Había en ella –como en la picante Mae West– algo de autoparodia, de reírse de ella misma y de los que la rodeaban, que ha hecho que con el tiempo su figura –tan popular en su década de apogeo– crezca en el aprecio de nuevas y nuevos admiradores que la han descubierto a través del disco, el video, alguna proyección por cable. Como por ejemplo la de The Gang’s All Here, vista hace algún tiempo, con números musicales tan desaforados (estaba Busby Berkeley detrás de la cámara) como ese en que Carmen hace “The Lady in the Tutti-Frutti” entre dos filas de frutillas gigantes. Ella misma tocada con un monumental sombrero de bananas, que cuando se aleja la cámara, termina superándola en tamaño. Un cuadro surreal y tropical que prosigue en las escenas de (pretendida) vida cotidiana: Carmen duerme con un peinado prolijamente complicado y un camisón brotado de voladitos multicolores. Por la mañana, para coquetear con un empresario calza traje largo ajustado verde manzana, con incrustaciones doradas en diagonal y flecos sedosos que subrayan sus andares ondulantes, el pelo a todo volumen con adornos al tono y enormes aros centelleantes. Nada, desde luego, que pudiera opacar ni la luz de sus expresivos ojos picarones que acompañaban el frenesí de su ritmo cuando danzaba, ni su manera de fruncir una boca naturalmente pulposa, que querrían para sí muchas colagenadas de la actualidad.
Estos rasgos de exageración, ese espíritu de extravagancia la aproximan a esa sensibilidad camp que así describía la joven Susan Sontag de 1964: “Una victoria del estilo sobre el contenido, de la estética sobre la moralidad, de la ironía sobre la tragedia. (...) Descubrir el buen gusto del mal gusto puede ser muy liberador”. Sontag no habla de C.M. en ese artículo, pero sí de productos hollywoodenses como las seudobíblicas El hijo pródigo o Sansón y Dalila que, “por su misma falta de pretensiones y por su vulgaridad, son más extremadas e irresponsables en la fantasía”. Comentario que bien podría aplicarse a muchas de las apariciones en pantalla de la llamada The Brazilian Bombshell.

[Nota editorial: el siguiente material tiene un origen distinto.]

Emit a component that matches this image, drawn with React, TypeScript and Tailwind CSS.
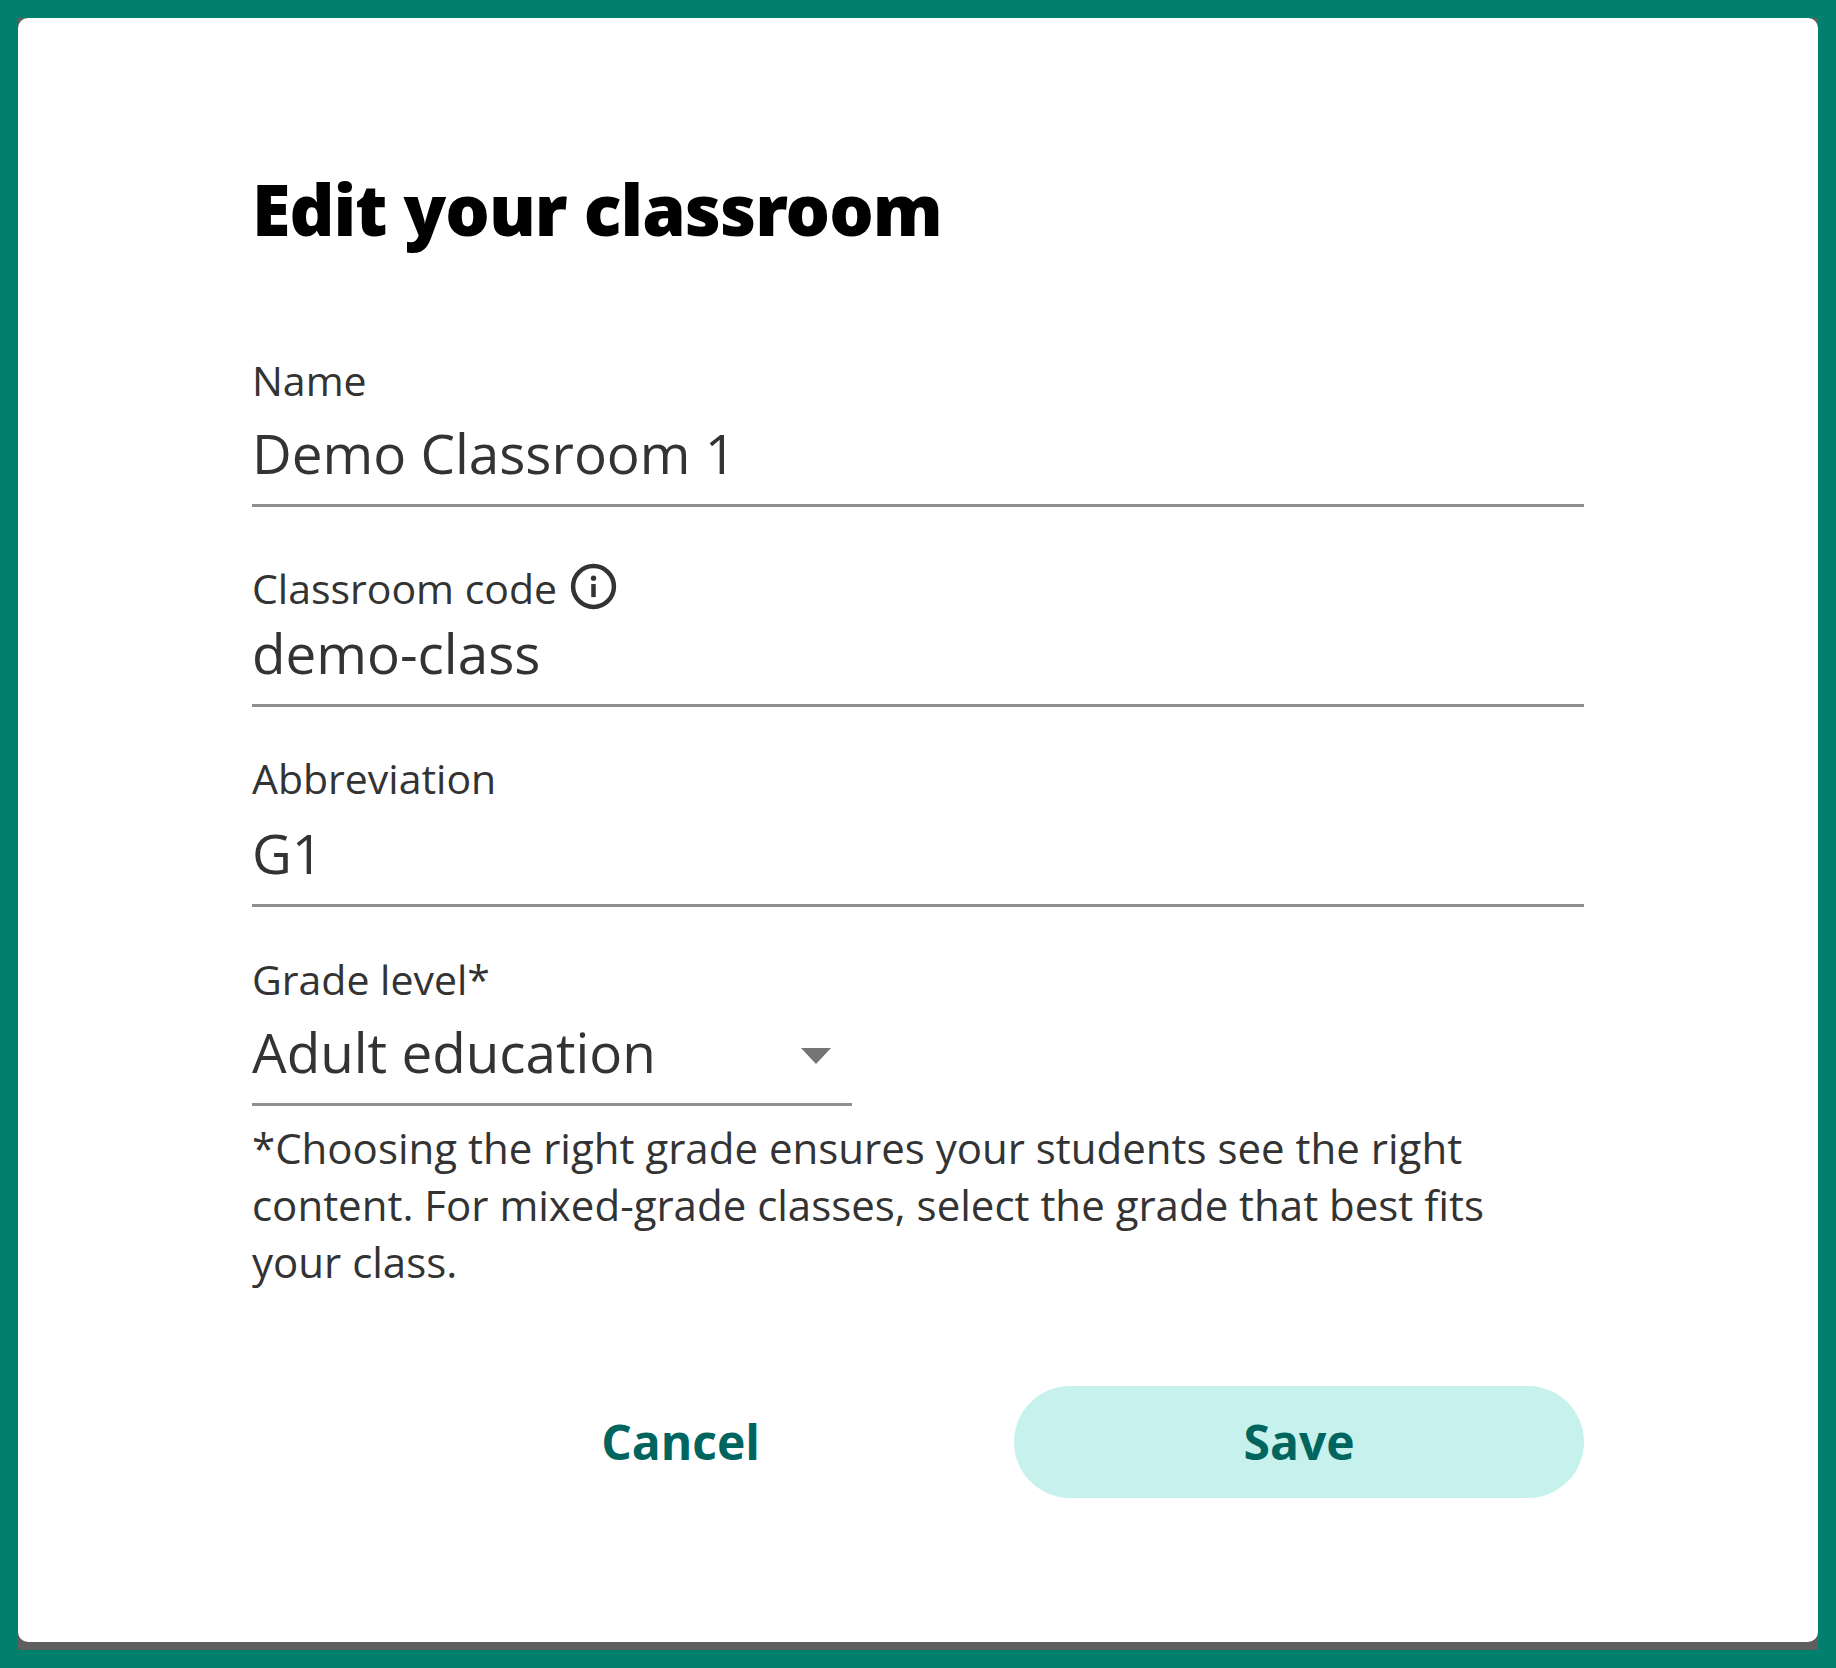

La simpatiquísima y vital brasileña (de corazón) que convirtió los turbantes en fruteros, floreros y/o pajareras, es homenajeada en un espectáculo que se presenta estos días (hasta el 16/11) en el Astral (Corrientes 1636, desde $ 15). Se trata de South American Way, musical que llega de Brasil protagonizado por Stella Miranda y Soraya Ravente, con guión de María Carmen Barbosa y Miguel Falabella, y dirección de este último. El show, de gran suceso en su país de origen, enhebra instanciasde la vida y las actuaciones de la diva, con inusual despliegue (19 intérpretes sobre la escena, 26 músicos, 256 trajes...). En su transcurrir se podrán escuchar temas tan identificados con Carmen Miranda como “South America...”, “Mama eu quero” y, faltaba más, “Chica Chica Boom”.